The system will aim to keep the tablets at a manageable size. With too many small tablets, there’s a lot of metadata overhead associated with having tablets. But with too few large tablets, it’s more difficult to balance the load by moving tablets around. A table will start with just a few tablets. For small tables, it may end there. This is a good thing, because unlike with the Vnode partitioning, the data will not be fragmented into many tiny fragments, which adds management overhead and also negatively affects performance. Data will be localized in large chunks that are easy to process efficiently
As tables grow, as they accumulate data, eventually they will hit a threshold, and will have to be split.

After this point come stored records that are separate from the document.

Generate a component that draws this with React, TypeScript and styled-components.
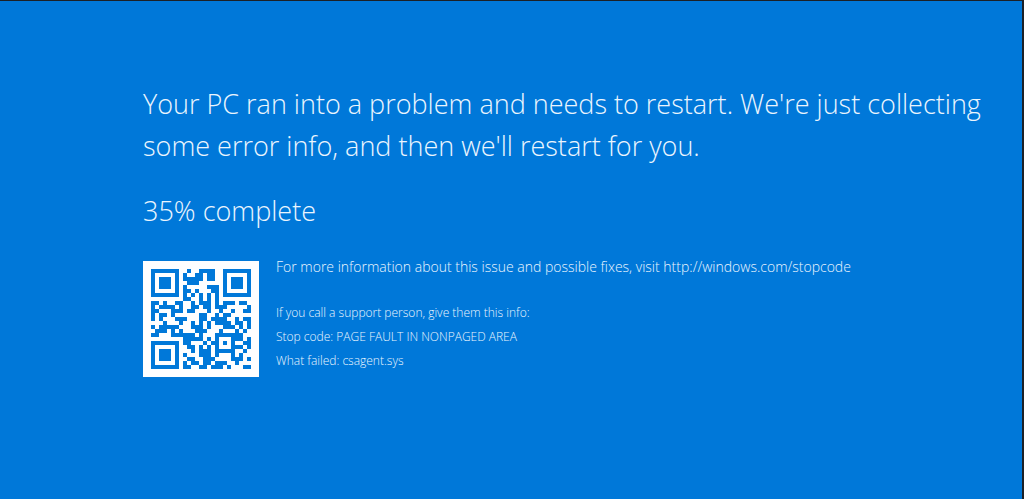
import React from "react";
import styled, { createGlobalStyle } from "styled-components";

const GlobalStyle = createGlobalStyle`
  *, *::before, *::after { box-sizing: border-box; }
  body { margin: 0; background: #1c2024; }
`;

const Screen = styled.main`
  min-height: 100vh;
  padding: 82px 40px 40px 143px;
  border: solid #1c2127;
  border-width: 1px 2px 0 0;
  background: #0078d9;
  color: #ebf5fe;
  font-family: "Open Sans", "Noto Sans", sans-serif;
  font-weight: 300;
`;

const Message = styled.h1`
  margin: 0;
  font-size: 27px;
  font-weight: 300;
  line-height: 42px;
`;

const Progress = styled.p`
  margin: 23px 0 0;
  font-size: 27px;
  line-height: 42px;
`;

const Details = styled.section`
  display: flex;
  align-items: flex-start;
  gap: 17px;
  margin-top: 29px;
`;

const CodeCard = styled.div`
  flex: none;
  padding: 8px;
  background: #fdfeff;
`;

const CodeImage = styled.svg`
  display: block;
  width: 100px;
  height: 100px;
`;

const Info = styled.div`
  flex: 1;
  min-width: 0;
`;

const Lead = styled.p`
  margin: 0 0 28px;
  font-size: 14px;
  line-height: 12px;
`;

const InfoLine = styled.p`
  margin: 0;
  font-size: 12px;
  line-height: 24px;
`;

const Link = styled.a`
  color: inherit;
  text-decoration: none;
`;

const SIZE = 25;
const DATA_WORDS = 34;
const CHECK_WORDS = 10;
const FORMAT_BITS = "110100101110110";

function multiply(a: number, b: number): number {
  let out = 0;
  for (let i = 7; i >= 0; i--) {
    out = (out << 1) ^ ((out >> 7) * 0x11d);
    if ((b >> i) & 1) out ^= a;
  }
  return out;
}

function checkWords(data: number[]): number[] {
  const divisor: number[] = Array(CHECK_WORDS).fill(0);
  divisor[CHECK_WORDS - 1] = 1;
  let root = 1;
  for (let i = 0; i < CHECK_WORDS; i++) {
    for (let j = 0; j < CHECK_WORDS; j++) {
      divisor[j] = multiply(divisor[j], root);
      if (j + 1 < CHECK_WORDS) divisor[j] ^= divisor[j + 1];
    }
    root = multiply(root, 2);
  }
  const rest: number[] = Array(CHECK_WORDS).fill(0);
  for (const word of data) {
    const factor = word ^ (rest.shift() as number);
    rest.push(0);
    divisor.forEach((d, i) => (rest[i] ^= multiply(d, factor)));
  }
  return rest;
}

/* Encodes up to 32 ASCII characters as a version 2-L code with mask 7. */
function encode(text: string): boolean[][] {
  let bits = "0100" + text.length.toString(2).padStart(8, "0");
  for (const ch of text) bits += ch.charCodeAt(0).toString(2).padStart(8, "0");
  bits += "0000";
  const words = (bits.match(/.{8}/g) || []).map((b) => parseInt(b, 2));
  for (let pad = 0xec; words.length < DATA_WORDS; pad ^= 0xfd) words.push(pad);
  const stream = [...words, ...checkWords(words)]
    .map((w) => w.toString(2).padStart(8, "0"))
    .join("");

  const grid: (boolean | null)[][] = Array.from({ length: SIZE }, () => Array(SIZE).fill(null));

  for (let i = 0; i < SIZE; i++) {
    grid[6][i] = i % 2 === 0;
    grid[i][6] = i % 2 === 0;
  }
  for (const [cy, cx] of [[3, 3], [3, SIZE - 4], [SIZE - 4, 3]]) {
    for (let dy = -4; dy <= 4; dy++) {
      for (let dx = -4; dx <= 4; dx++) {
        const y = cy + dy;
        const x = cx + dx;
        if (y < 0 || x < 0 || y >= SIZE || x >= SIZE) continue;
        const ring = Math.max(Math.abs(dx), Math.abs(dy));
        grid[y][x] = ring !== 2 && ring !== 4;
      }
    }
  }
  for (let dy = -2; dy <= 2; dy++) {
    for (let dx = -2; dx <= 2; dx++) {
      grid[18 + dy][18 + dx] = Math.max(Math.abs(dx), Math.abs(dy)) !== 1;
    }
  }

  const rowCols = [0, 1, 2, 3, 4, 5, 7, 8];
  for (let i = 0; i < 15; i++) {
    const on = FORMAT_BITS[i] === "1";
    if (i < 8) grid[8][rowCols[i]] = on;
    else grid[rowCols[14 - i]][8] = on;
    if (i < 7) grid[SIZE - 1 - i][8] = on;
    else grid[8][SIZE - 15 + i] = on;
  }
  grid[SIZE - 8][8] = true;

  let at = 0;
  let up = true;
  for (let right = SIZE - 1; right >= 1; right -= 2) {
    if (right === 6) right = 5;
    for (let step = 0; step < SIZE; step++) {
      const y = up ? SIZE - 1 - step : step;
      for (const x of [right, right - 1]) {
        if (grid[y][x] !== null) continue;
        const bit = stream[at++] === "1";
        const flip = (((y + x) % 2) + ((y * x) % 3)) % 2 === 0;
        grid[y][x] = bit !== flip;
      }
    }
    up = !up;
  }
  return grid.map((row) => row.map(Boolean));
}

function QrCode({ value }: { value: string }) {
  const path = encode(value)
    .map((row, y) => row.map((on, x) => (on ? `M${x} ${y}h1v1h-1z` : "")).join(""))
    .join("");
  return (
    <CodeCard>
      <CodeImage viewBox={`0 0 ${SIZE} ${SIZE}`} role="img" aria-label="QR code" shapeRendering="crispEdges">
        <path d={path} fill="#0078d9" />
      </CodeImage>
    </CodeCard>
  );
}

const STOP_URL = "http://windows.com/stopcode";

export default function App() {
  return (
    <>
      <GlobalStyle />
      <Screen>
        <Message>
          Your PC ran into a problem and needs to restart. We're just collecting some error info,
          and then we'll restart for you.
        </Message>
        <Progress>35% complete</Progress>
        <Details>
          <QrCode value={STOP_URL} />
          <Info>
            <Lead>
              For more information about this issue and possible fixes, visit{" "}
              <Link href={STOP_URL}>{STOP_URL}</Link>
            </Lead>
            <InfoLine>If you call a support person, give them this info:</InfoLine>
            <InfoLine>Stop code: PAGE FAULT IN NONPAGED AREA</InfoLine>
            <InfoLine>What failed: csagent.sys</InfoLine>
          </Info>
        </Details>
      </Screen>
    </>
  );
}
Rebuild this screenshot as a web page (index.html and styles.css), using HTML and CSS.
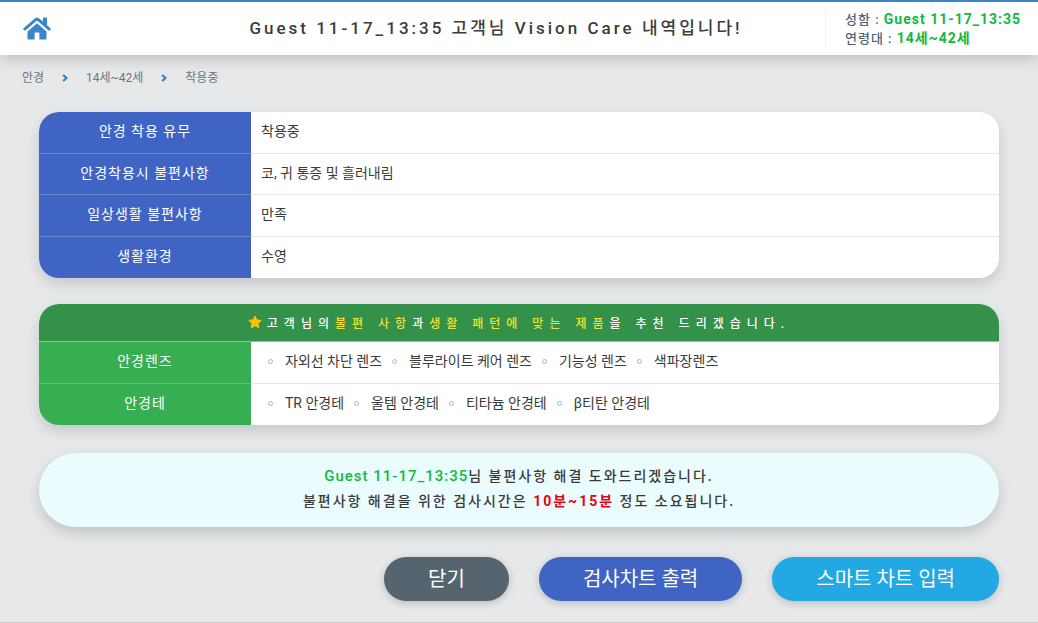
FILE: index.html
```html
<!DOCTYPE html>
<html lang="ko">
<head>
<meta charset="utf-8">
<meta name="viewport" content="width=device-width, initial-scale=1">
<title>Vision Care</title>
<link rel="stylesheet" href="styles.css">
</head>
<body>
<header class="topbar">
  <a class="home" href="#" aria-label="홈">
    <svg viewBox="0 0 28 23" width="28" height="23" aria-hidden="true">
      <path fill="#3a86c8" d="M14 0.5c-.8 0-1.300.2-1.900.7L.5 11.200c-.4.400-.4.800-.1 1.200l.8.900c.3.400.8.400 1.200.1L13.300 4.100c.4-.3 1-.3 1.400 0l10.900 9.300c.4.300.9.300 1.200-.1l.8-.9c.3-.4.300-.8-.1-1.200L24 8.200V1.300c0-.4-.3-.7-.7-.7h-2.600c-.4 0-.7.300-.7.700v3.300L15.900 1.200C15.300.7 14.800.5 14 .5z"/>
      <path fill="#3a86c8" d="M14 6.300 4.500 14.400v7.100c0 .6.400 1 1 1h6.100v-6.300c0-.4.300-.7.700-.7h3.400c.4 0 .7.300.7.700v6.300h6.100c.6 0 1-.4 1-1v-7.100z"/>
    </svg>
  </a>
  <h1 class="title">Guest 11-17_13:35 고객님 Vision Care 내역입니다!</h1>
  <div class="guest">
    <div>성함 : <strong>Guest 11-17_13:35</strong></div>
    <div>연령대 : <strong>14세~42세</strong></div>
  </div>
</header>
<nav class="crumbs" aria-label="경로">
  <a href="#">안경</a>
  <svg class="chevron" viewBox="0 0 6 8" width="6" height="8" aria-hidden="true"><path d="M1.200.9 4.500 4 1.200 7.100"/></svg>
  <a href="#">14세~42세</a>
  <svg class="chevron" viewBox="0 0 6 8" width="6" height="8" aria-hidden="true"><path d="M1.200.9 4.500 4 1.200 7.100"/></svg>
  <a href="#">착용중</a>
</nav>
<main class="content">
  <section class="card">
    <table class="info blue">
      <tbody>
        <tr><th scope="row">안경 착용 유무</th><td>착용중</td></tr>
        <tr><th scope="row">안경착용시 불편사항</th><td>코, 귀 통증 및 흘러내림</td></tr>
        <tr><th scope="row">일상생활 불편사항</th><td>만족</td></tr>
        <tr><th scope="row">생활환경</th><td>수영</td></tr>
      </tbody>
    </table>
  </section>
  <section class="card">
    <h2 class="banner">
      <svg viewBox="0 0 14 14" width="14" height="14" aria-hidden="true"><path fill="#ffc107" stroke="#ffc107" stroke-linejoin="round" d="M7 1l1.800 3.900 4.400.5-3.200 3 .8 4.400L7 10.700l-3.800 2.100.8-4.400-3.200-3 4.400-.5z"/></svg>
      <span>고객님의<em>불편 사항</em>과<em>생활 패턴에 맞는 제품</em>을 추천 드리겠습니다.</span>
    </h2>
    <table class="info green">
      <tbody>
        <tr><th scope="row">안경렌즈</th><td><ul class="options"><li>자외선 차단 렌즈</li><li>블루라이트 케어 렌즈</li><li>기능성 렌즈</li><li>색파장렌즈</li></ul></td></tr>
        <tr><th scope="row">안경테</th><td><ul class="options"><li>TR 안경테</li><li>울템 안경테</li><li>티타늄 안경테</li><li>β티탄 안경테</li></ul></td></tr>
      </tbody>
    </table>
  </section>
  <p class="notice"><strong class="name">Guest 11-17_13:35</strong>님 불편사항 해결 도와드리겠습니다.<br>불편사항 해결을 위한 검사시간은 <strong class="time">10분~15분</strong> 정도 소요됩니다.</p>
  <div class="actions">
    <button type="button" class="close">닫기</button>
    <button type="button" class="print">검사차트 출력</button>
    <button type="button" class="chart">스마트 차트 입력</button>
  </div>
</main>
</body>
</html>
```
FILE: styles.css
```css
*, *::before { box-sizing: border-box; }

body {
  margin: 0;
  min-height: 100vh;
  background: #e6e8ea;
  border-bottom: 1px solid #cbcdd4;
  color: #3a3a3a;
  font-family: Roboto, "Noto Sans CJK KR", sans-serif;
  font-size: 14px;
}

a { color: inherit; text-decoration: none; }

.topbar {
  display: grid;
  grid-template-columns: 167px 1fr 213px;
  align-items: center;
  height: 55px;
  background: #fff;
  border-top: 2px solid #3a86c8;
  box-shadow: 0 4px 14px rgba(0, 0, 0, .18);
}

.home { display: flex; padding-left: 23px; }

.title {
  margin: 0;
  padding-bottom: 4px;
  text-align: center;
  white-space: nowrap;
  color: #3c3c3c;
  font-size: 17px;
  font-weight: 500;
  letter-spacing: 3px;
}

.guest {
  padding-left: 19px;
  border-left: 1px solid #eee;
  color: #566270;
  font-size: 13px;
  font-weight: 500;
  line-height: 18px;
  letter-spacing: 1px;
  white-space: nowrap;
}

.guest strong { color: #0fba3e; font-size: 14px; font-weight: 700; }

.crumbs {
  display: flex;
  align-items: center;
  gap: 18px;
  padding: 13px 22px 0;
  color: #6c757d;
  font-size: 12px;
  line-height: 20px;
}

.chevron { fill: none; stroke: #2f7fc6; stroke-width: 2; }

.content { padding: 24px 39px 20px; }

.card {
  margin-bottom: 26px;
  overflow: hidden;
  border-radius: 20px;
  background: #fff;
  box-shadow: 0 6px 14px rgba(0, 0, 0, .14);
}

.info { width: 100%; border-collapse: collapse; }

.info th, .info td { padding: 0 10px 5px; }

.info th {
  width: 212px;
  color: #fff;
  font-weight: 400;
  letter-spacing: 1px;
}

.info tr + tr td { border-top: 1px solid #e4e5e7; }

.info.blue { height: 166px; }
.info.blue th { background: #4064c4; }
.info.blue tr + tr th { border-top: 1px solid #6a84cc; }

.info.green { height: 83px; }
.info.green th { background: #37ae51; }
.info.green tr + tr th { border-top: 1px solid #62be75; }

.banner {
  display: flex;
  align-items: center;
  justify-content: center;
  gap: 5px;
  height: 38px;
  margin: 0;
  padding-bottom: 1px;
  border-bottom: 1px solid #90bf9a;
  background: #349149;
  color: #fff;
  font-size: 12px;
  font-weight: 500;
  letter-spacing: 6px;
}

.banner em { color: #f0e130; font-style: normal; }

.options {
  display: flex;
  gap: 10px;
  margin: 0;
  padding: 0 0 0 7px;
  list-style: none;
}

.options li { display: flex; align-items: center; gap: 12px; }

.options li::before {
  content: "";
  width: 5px;
  height: 5px;
  margin-top: 2px;
  border: 1px solid #9db8d6;
  border-radius: 50%;
}

.notice {
  margin: 28px 0 30px;
  padding: 11px 20px 13px;
  border-radius: 40px;
  background: #ebfcff;
  box-shadow: 0 6px 14px rgba(0, 0, 0, .16);
  text-align: center;
  font-weight: 500;
  line-height: 25px;
  letter-spacing: 2px;
}

.name { color: #0fba3e; font-size: 15px; font-weight: 500; letter-spacing: 1px; }
.time { color: #e60012; font-weight: 700; }

.actions { display: flex; justify-content: flex-end; gap: 30px; }

.actions button {
  height: 44px;
  padding: 0 44px 1px;
  border: 0;
  border-radius: 22px;
  box-shadow: 0 2px 8px rgba(0, 0, 0, .2);
  color: #fff;
  font: 400 20px/28px Roboto, "Noto Sans CJK KR", sans-serif;
}

.close { background: #566470; }
.print { background: #4064c4; }
.chart { background: #22a8e2; }
```
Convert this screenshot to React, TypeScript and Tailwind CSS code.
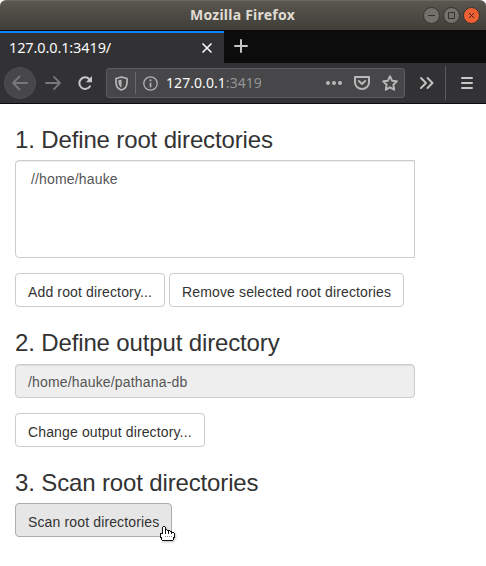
import type { ReactNode } from 'react';

const ui = "font-['Noto_Sans',sans-serif]";

function TitleBar() {
  return (
    <div className="bg-white">
      <header className="grid h-[30px] grid-cols-[1fr_auto_1fr] items-center rounded-t-[6px] border-t border-[#6a685f] bg-linear-to-b from-[#5a574e] to-[#3f3e39] px-1.5">
        <span />
        <h1 className={`${ui} w-[106px] whitespace-nowrap pb-px text-[14px] font-bold leading-[26px] tracking-[0.24px] text-[#dfdbd2]`}>Mozilla Firefox</h1>
        <div className="flex justify-end gap-[3px]">
          <WindowButton color="#73716b" stroke="#33322e"><path d="M5 8.5h7" /></WindowButton>
          <WindowButton color="#73716b" stroke="#33322e"><path d="M5.5 5.5h6v6h-6z" /></WindowButton>
          <WindowButton color="#ec6034" stroke="#4a2113"><path d="m6 6 5 5M11 6l-5 5" /></WindowButton>
        </div>
      </header>
    </div>
  );
}

function WindowButton({ color, stroke, children }: { color: string; stroke: string; children: ReactNode }) {
  return (
    <svg width="17" height="17" viewBox="0 0 17 17" fill="none" stroke={stroke} strokeWidth="1">
      <circle cx="8.5" cy="8.5" r="8" fill={color} stroke="#34332f" />
      {children}
    </svg>
  );
}

function TabStrip() {
  return (
    <div className="flex h-[33px] bg-[#0c0c0d] pt-px">
      <div className="flex w-[224px] items-center border-t-2 border-[#0a84ff] bg-[#323234] pl-[9px] pr-[11px]">
        <span className={`${ui} flex-1 whitespace-nowrap pb-0.5 text-[14.5px] leading-5 tracking-[-0.12px] text-[#f9f9fa]`}>127.0.0.1:3419/</span>
        <svg width="12" height="12" viewBox="0 0 12 12" stroke="#f5f5f5" strokeWidth="1.7" strokeLinecap="round"><path d="m2 2 8 8M10 2l-8 8" /></svg>
      </div>
      <svg className="ml-[9px] mt-[7px]" width="16" height="16" viewBox="0 0 16 16" stroke="#c5c5c6" strokeWidth="2" strokeLinecap="round"><path d="M8 2v12M2 8h12" /></svg>
    </div>
  );
}

function Toolbar() {
  return (
    <div className="flex h-[41px] items-center border-b border-[#0c0c0d] bg-[#323234] pl-1">
      <svg width="32" height="32" viewBox="0 0 32 32" fill="none" stroke="#78787a" strokeWidth="1.8" strokeLinecap="round" strokeLinejoin="round">
        <circle cx="16" cy="16" r="15.5" fill="#474749" stroke="#505052" strokeWidth="1" />
        <path d="M23 16H9m6.5-6.5L9 16l6.5 6.5" />
      </svg>
      <svg className="ml-2" width="18" height="18" viewBox="0 0 18 18" fill="none" stroke="#78787a" strokeWidth="1.8" strokeLinecap="round" strokeLinejoin="round"><path d="M2 9h14M10 2.8 16 9l-6 6.2" /></svg>
      <svg className="ml-[15px]" width="17" height="17" viewBox="0 0 17 17" fill="none" stroke="#c7c7c8" strokeWidth="2" strokeLinecap="round">
        <path d="M13 11.3A5.8 5.8 0 1 1 12.4 4.2" />
        <path d="M15 1v6.300H8.800z" fill="#c7c7c8" stroke="none" />
      </svg>
      <div className="ml-3 flex h-[30px] w-[299px] items-center rounded-[3px] border border-[#5c5c5e] bg-[#474749] pl-2">
        <svg width="13" height="15" viewBox="0 0 13 15" fill="none" stroke="#b8b8b9" strokeWidth="1.7" strokeLinejoin="round">
          <path d="M6.500 1 12 2.500v4C12 10.500 9.500 13 6.500 14 3.500 13 1 10.500 1 6.500v-4z" />
          <path d="M6.500 3.500v8C4.800 10.500 3.500 9 3.500 6.500V4.300z" fill="#b8b8b9" stroke="none" />
        </svg>
        <span className="ml-[7px] h-[22px] w-px bg-[#68686a]" />
        <svg className="ml-[7px]" width="15" height="15" viewBox="0 0 15 15" fill="none" stroke="#b1b1b3" strokeWidth="1.3">
          <circle cx="7.500" cy="7.500" r="6.700" /><path d="M7.500 6.800v4.500" strokeWidth="1.800" /><path d="M7.500 3.400v2" strokeWidth="1.800" />
        </svg>
        <p className={`${ui} ml-2 w-[160px] whitespace-nowrap text-[14px] leading-5 tracking-[0.06px] text-[#f9f9fa]`}>127.0.0.1<span className="text-[#949496]">:3419</span></p>
        <svg width="16" height="6" viewBox="0 0 16 6" fill="#b8b8b9"><circle cx="2" cy="3" r="2" /><circle cx="8" cy="3" r="2" /><circle cx="14" cy="3" r="2" /></svg>
        <svg className="ml-3 shrink-0" width="16" height="14" viewBox="0 0 16 14" fill="none" stroke="#b8b8b9" strokeWidth="2" strokeLinejoin="round" strokeLinecap="round"><path d="M1 1h14v5.500a7 6.500 0 0 1-14 0z" /><path d="m4.800 5 3.200 3 3.200-3" /></svg>
        <svg className="ml-3 shrink-0" width="16" height="16" viewBox="0 0 16 16" fill="none" stroke="#b8b8b9" strokeWidth="1.900" strokeLinejoin="round"><path d="m8 1.200 2.050 4.500 4.750.6-3.450 3.400.9 5L8 12.300l-4.250 2.400.9-5L1.200 6.300l4.750-.6z" /></svg>
      </div>
      <svg className="ml-[14px]" width="16" height="14" viewBox="0 0 16 14" fill="none" stroke="#c4c4c5" strokeWidth="1.900" strokeLinecap="round" strokeLinejoin="round"><path d="m2 2 5 5-5 5M8.500 2l5 5-5 5" /></svg>
      <span className="ml-[10px] h-[34px] w-px bg-[#5b5b5d]" />
      <svg className="ml-[15px]" width="12" height="12" viewBox="0 0 12 12" stroke="#c8c8c9" strokeWidth="2" strokeLinecap="round"><path d="M1 1h10M1 6h10M1 11h10" /></svg>
    </div>
  );
}

function Heading({ children }: { children: ReactNode }) {
  return <h2 className="h-[26px] whitespace-nowrap text-[24px] font-normal leading-[26px] tracking-[-0.14px]">{children}</h2>;
}

function Button({ width, children }: { width: string; children: ReactNode }) {
  return <button className={`${width} h-[34px] whitespace-nowrap rounded border border-[#ccc] bg-white pl-3 pt-1 text-left text-[14px] leading-5 tracking-[0.14px]`}>{children}</button>;
}

/* Hand pointer, one rect per run of pixels in each row */
const hand = [
  '...##...........',
  '..#oo#..........',
  '..#oo#..........',
  '..#oo##.........',
  '..#oo#o###......',
  '..#oo#oo#o##....',
  '..#oo#oo#oo###..',
  '###oo#oo#oo#oo#.',
  '#ooooooooooooo#.',
  '#ooooooooooooo#.',
  '#oooo+o+o+o+oo#.',
  '##ooooooooooo##.',
  '.#ooooooooooo#..',
  '.#ooooooooooo#..',
  '..###########...',
];

function HandCursor() {
  return (
    <svg className="absolute left-[145px] top-[23px] drop-shadow-[1px_1px_1px_rgba(0,0,0,0.25)]" width="16" height="16" viewBox="0 0 16 16" shapeRendering="crispEdges">
      {hand.flatMap((row, y) =>
        [...row].map((cell, x) => cell === '.' ? null : (
          <rect key={`${x}-${y}`} x={x} y={y} width="1" height="1" fill={cell === '#' ? '#111' : cell === '+' ? '#999' : '#fff'} />
        )),
      )}
    </svg>
  );
}

export default function App() {
  return (
    <div className="flex h-[566px] w-[486px] flex-col overflow-hidden bg-white">
      <TitleBar />
      <TabStrip />
      <Toolbar />
      <main className="px-[15px] pt-[23px] font-['Liberation_Sans',Arial,sans-serif] text-[#333]">
        <section>
          <Heading>1. Define root directories</Heading>
          <div className="mt-[7px] h-[98px] w-[400px] rounded-l border border-[#ccc] px-[15px] pt-2 text-[14px] leading-5 tracking-[0.16px] text-[#555] shadow-[inset_0_1px_1px_rgba(0,0,0,0.075)]">//home/hauke</div>
          <div className="mt-[15px] flex gap-1">
            <Button width="w-[150px]">Add root directory...</Button>
            <Button width="w-[235px]">Remove selected root directories</Button>
          </div>
        </section>
        <section className="mt-[23px]">
          <Heading>2. Define output directory</Heading>
          <div className="mt-2 h-[34px] w-[400px] rounded border border-[#ccc] bg-[#eee] px-3 pt-[7px] text-[14px] leading-5 tracking-[0.17px] text-[#555] shadow-[inset_0_1px_1px_rgba(0,0,0,0.075)]">/home/hauke/pathana-db</div>
          <div className="mt-[15px] flex"><Button width="w-[190px]">Change output directory...</Button></div>
        </section>
        <section className="mt-[23px]">
          <Heading>3. Scan root directories</Heading>
          <div className="relative mt-[7px] flex">
            <button className="h-[34px] w-[157px] whitespace-nowrap rounded border border-[#adadad] bg-[#e6e6e6] pl-3 pt-1 text-left text-[14px] leading-5 tracking-[0.14px]">Scan root directories</button>
            <HandCursor />
          </div>
        </section>
      </main>
    </div>
  );
}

Or the tablet becomes popular with requests hitting it, and it’s beneficial to split it and redistribute the two parts so the load is more evenly distributed.
The tablet load balancer decides where to move the tablets, either within the same node to balance the shards or across the nodes to balance the global load in the cluster. This will help to relieve overloaded shards and balance utilization in the cluster, something which the current Vvnode partitioner cannot do.
This depends on fast, reliable, fault-tolerant topology changes because this process will be automatic. It works in small increments and can be happening more frequently than current node operations.
Tablets also help us implement Raft tables. Every Raft group will be associated with exactly one tablet, and the Raft servers will be associated with tablet replicas. Moving a tablet replica also moves the associated Raft server.
Additional Benefits: Resharding and Cleanup
Turns out the tablets will also help with other things. For example, resharding will be very cheap. SSTables are split at the tablet boundary, so resharding is only a logical operation that reassigns tablets to shards.
Cleanup is also cheap because cleaning up all data after a topology change is just about deleting the SSTable — there’s no need to rewrite them.